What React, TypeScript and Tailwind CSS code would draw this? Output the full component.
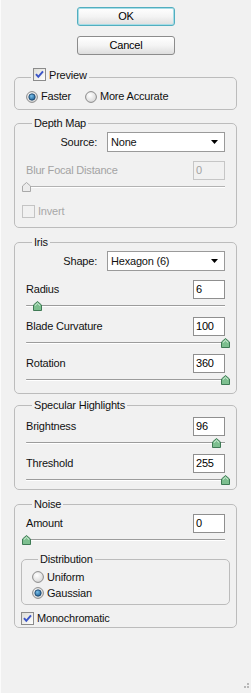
import type { ReactNode } from "react";

function Btn({ label, primary }: { label: string; primary?: boolean }) {
    return (
        <button
            className={`ml-[77px] flex h-[19px] w-[98px] items-center justify-center rounded-[3px] border bg-gradient-to-b from-white via-[#f4f4f4] to-[#dedede] text-[11px] text-black ${primary ? "border-[#52aebf] shadow-[inset_0_0_0_1px_#a6dde7]" : "border-[#8c8c8c]"}`}
        >
            {label}
        </button>
    );
}

function Check({ checked, disabled }: { checked?: boolean; disabled?: boolean }) {
    return (
        <svg width="13" height="13" viewBox="0 0 13 13" className="shrink-0">
            <defs>
                <linearGradient id="cbg" x1="0" y1="0" x2="1" y2="1">
                    <stop offset="0" stopColor="#dcdcd6" />
                    <stop offset="1" stopColor="#ffffff" />
                </linearGradient>
            </defs>
            <rect x="0.5" y="0.5" width="12" height="12" fill={disabled ? "#f1f1f1" : "url(#cbg)"} stroke={disabled ? "#c4c4c4" : "#8b8b8b"} />
            {checked && <path d="M3 6.2 L5.3 8.8 L10 3.4" fill="none" stroke="#3b55c8" strokeWidth="2" />}
        </svg>
    );
}

function Radio({ checked }: { checked?: boolean }) {
    return (
        <svg width="12" height="12" viewBox="0 0 12 12" className="shrink-0">
            <defs>
                <radialGradient id="rbg" cx="0.4" cy="0.35" r="0.7">
                    <stop offset="0" stopColor="#ffffff" />
                    <stop offset="1" stopColor="#d6d6d6" />
                </radialGradient>
                <radialGradient id="rdot" cx="0.4" cy="0.35" r="0.7">
                    <stop offset="0" stopColor="#7bc0ea" />
                    <stop offset="1" stopColor="#1b5d93" />
                </radialGradient>
            </defs>
            <circle cx="6" cy="6" r="5.4" fill="url(#rbg)" stroke="#8a8a8a" strokeWidth="1" />
            {checked && <circle cx="6" cy="6" r="3.2" fill="url(#rdot)" stroke="#163e63" strokeWidth="0.8" />}
        </svg>
    );
}

function Slider({ frac, disabled }: { frac: number; disabled?: boolean }) {
    return (
        <div className="relative h-[14px] w-full">
            <div className={`absolute left-0 right-0 top-[6px] h-px rounded-l-full ${disabled ? "bg-[#b3b3b3]" : "bg-[#9c9c9c]"}`} />
            <div className="absolute left-0 right-0 top-[7px] h-px bg-white" />
            <svg
                width="9"
                height="10"
                viewBox="0 0 9 10"
                className="absolute top-[2px]"
                style={{ left: `calc(${frac * 100}% - 4.5px)` }}
            >
                <path
                    d="M4.5 0.5 L8.5 4 L8.5 9.5 L0.5 9.5 L0.5 4 Z"
                    fill={disabled ? "#ececec" : "#7dbf8f"}
                    stroke={disabled ? "#a9a9a9" : "#3f7a55"}
                    strokeWidth="1"
                />
                {!disabled && <path d="M2 4.5 L4.5 2.3 L7 4.5" fill="none" stroke="#d9f1df" strokeWidth="1" />}
            </svg>
        </div>
    );
}

function Num({ value, disabled }: { value: string; disabled?: boolean }) {
    return (
        <div
            className={`flex h-[19px] w-[32px] items-center border pl-[2px] ${disabled ? "border-[#c6c6c6] bg-[#f1f1f1] text-[#a3a3a3]" : "border-[#8f8f8f] bg-white text-black"}`}
        >
            {value}
        </div>
    );
}

function Field({ label, value, frac, disabled, className = "" }: { label: string; value: string; frac: number; disabled?: boolean; className?: string }) {
    return (
        <div className={className}>
            <div className={`flex items-center justify-between ${disabled ? "text-[#a3a3a3]" : ""}`}>
                <span>{label}</span>
                <Num value={value} disabled={disabled} />
            </div>
            <Slider frac={frac} disabled={disabled} />
        </div>
    );
}

function Pick({ label, value, className = "" }: { label: string; value: string; className?: string }) {
    return (
        <div className={`flex items-center ${className}`}>
            <span className="w-[81px] shrink-0 pr-[10px] text-right">{label}</span>
            <div className="flex h-[20px] flex-1 items-center justify-between border border-[#9a9a9a] bg-white pl-[3px] pr-[6px]">
                <span>{value}</span>
                <svg width="7" height="4" viewBox="0 0 7 4">
                    <path d="M0 0 H7 L3.5 4 Z" fill="#000" />
                </svg>
            </div>
        </div>
    );
}

function Group({ legend, children, className = "", inner }: { legend: ReactNode; children: ReactNode; className?: string; inner?: boolean }) {
    return (
        <fieldset className={`rounded-[5px] border border-[#bcbcbc] ${inner ? "pl-[10px] pr-[10px]" : "px-[11px]"} ${className}`}>
            <legend className="ml-[6px] flex h-[14px] items-center px-[2px] leading-[14px]">{legend}</legend>
            {children}
        </fieldset>
    );
}

export default function App() {
    return (
        <div className="h-[693px] w-[251px] overflow-hidden border-l border-l-[#fbfbfb] bg-[#f1f1f1] pt-[7px] font-['Liberation_Sans',Arial,sans-serif] text-[11px] leading-[13px] tracking-[-0.2px] text-[#111]">
            <div className="-ml-px">
                <Btn label="OK" primary />
                <div className="mt-[10px]">
                    <Btn label="Cancel" />
                </div>
            </div>

            <div className="-ml-px px-[14px]">
                {/* Preview */}
                <fieldset className="mt-[13px] rounded-[5px] border border-[#bcbcbc] px-[11px] pb-[6px]">
                    <legend className="ml-[5px] flex h-[18px] items-start gap-[3px] px-[2px]">
                        <Check checked />
                        <span className="pt-px">Preview</span>
                    </legend>
                    <div className="mt-[4px] flex h-[13px] items-center">
                        <Radio checked />
                        <span className="ml-[3px]">Faster</span>
                        <span className="ml-[14px]">
                            <Radio />
                        </span>
                        <span className="ml-[3px]">More Accurate</span>
                    </div>
                </fieldset>

                {/* Depth Map */}
                <Group legend="Depth Map" className="mt-[6px] pb-[9px]">
                    <Pick label="Source:" value="None" className="mt-[2px]" />
                    <Field label="Blur Focal Distance" value="0" frac={0} disabled className="mt-[9px]" />
                    <div className="-ml-[4px] mt-[11px] flex items-center gap-[3px] text-[#a8a8a8]">
                        <Check disabled />
                        <span>Invert</span>
                    </div>
                </Group>

                {/* Iris */}
                <Group legend="Iris" className="mt-[7px] pb-[6px]">
                    <Pick label="Shape:" value="Hexagon (6)" className="mt-[2px]" />
                    <Field label="Radius" value="6" frac={0.06} className="mt-[9px]" />
                    <Field label="Blade Curvature" value="100" frac={1} className="mt-[4px]" />
                    <Field label="Rotation" value="360" frac={1} className="mt-[4px]" />
                </Group>

                {/* Specular Highlights */}
                <Group legend="Specular Highlights" className="mt-[4px] pb-[2px]">
                    <Field label="Brightness" value="96" frac={0.955} className="mt-[5px]" />
                    <Field label="Threshold" value="255" frac={1} className="mt-[4px]" />
                </Group>

                {/* Noise */}
                <Group legend="Noise" className="mt-[7px] pb-[2px]">
                    <Field label="Amount" value="0" frac={0} className="mt-[3px]" />
                    <Group legend="Distribution" inner className="-mx-[5px] mt-[5px] pb-[4px]">
                        <div className="mt-[4px] flex h-[14px] items-center gap-[3px]">
                            <Radio />
                            <span>Uniform</span>
                        </div>
                        <div className="mt-[2px] flex h-[14px] items-center gap-[3px]">
                            <Radio checked />
                            <span>Gaussian</span>
                        </div>
                    </Group>
                    <div className="-ml-[5px] mt-[7px] flex items-center gap-[3px]">
                        <Check checked />
                        <span>Monochromatic</span>
                    </div>
                </Group>
            </div>

            <div className="ml-[240px] mt-[55px] grid w-[8px] grid-cols-3 gap-px">
                {Array.from({ length: 6 }).map((_, i) => (
                    <span key={i} className={`h-[2px] w-[2px] ${[2, 4, 5].includes(i) ? "bg-[#b8b8b8]" : "bg-transparent"}`} />
                ))}
            </div>
        </div>
    );
}
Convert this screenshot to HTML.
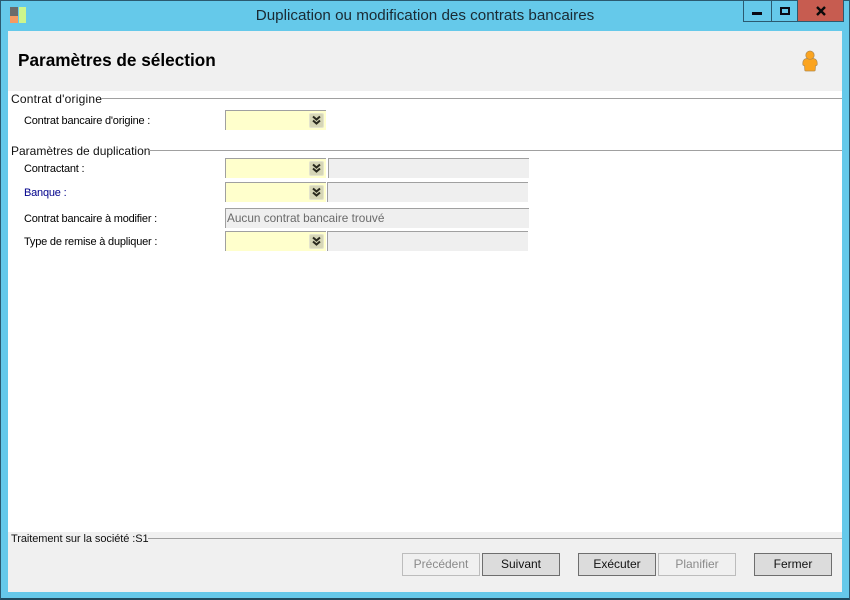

══════

Aim of the exercise: Copy each line of the listing that includes "this".

Exercise response:
What React, TypeScript and Tailwind CSS code would draw this? Output the full component.
Convert this screenshot to HTML.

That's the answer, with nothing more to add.